When you have rosacea, you probably don’t worry about your eyes too much. However, about 60% of rosacea sufferers also suffer from ocular rosacea, a condition that can severely affect your eyes if it goes unnoticed for too long.
Symptoms of ocular rosacea include red or bloodshot eyes, a burning sensation in the eye and the sensation of a foreign object in the eye. In some cases, these symptoms are not that obvious and for that reason, ocular rosacea can go unnoticed for a long time.
Many people wear contact lenses and so do many people with rosacea. I used to wear soft (oxygen permeable) contact lenses daily since high school and continued to wear contact lenses long after I was first diagnosed with rosacea. I did go to my ophthalmologist every year for check-ups and everything seems fine for about 6 years. I never had any problems wearing contacts and I never had any problems with dry eyes.

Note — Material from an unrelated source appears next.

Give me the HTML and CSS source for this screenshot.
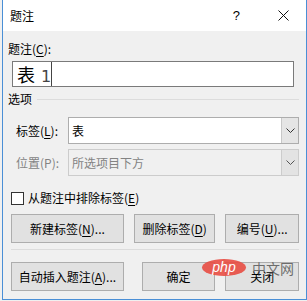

Then, after about 6 years of successfully wearing contacts while I had rosacea, my ophthalmologist told me that he noticed a significant proliferation of capillaries within my eye. This “neovascularization” as it is officially called, can in some cases limit or obscure your vision. In order to protect my vision, my only option was to switch to wearing regular glasses on a daily basis and wear my contacts only during sports and perhaps on the weekends.
Although it has not been easy to switch to glasses (expensive, uncomfortable, less peripheral vision), I am glad I did it. On my yearly checkups with the ophthalmologist, I don’t show any signs of rampant proliferation of capillaries any more. I must admit that when you are working on the computer a lot, it is much more comfortable to wear glasses compared to contact lenses.
If you have rosacea and you happen to wear contact lenses on a daily basis, I would highly recommend seeing an ophthalmologist on a regular basis (at a minimum once every year). If your eyes are dry and uncomfortable, use over the counter eye drops. On days that you are wearing contact lenses, make sure that you use drops specifically marked for use with contact lenses.
However, since ocular rosacea affects about 60% of all rosacea patients at one time or another, and not all rosacea sufferers wear contact lenses or glasses, it is still important to have your eyes checked regularly, in particular since ocular rosacea can negatively affect your vision.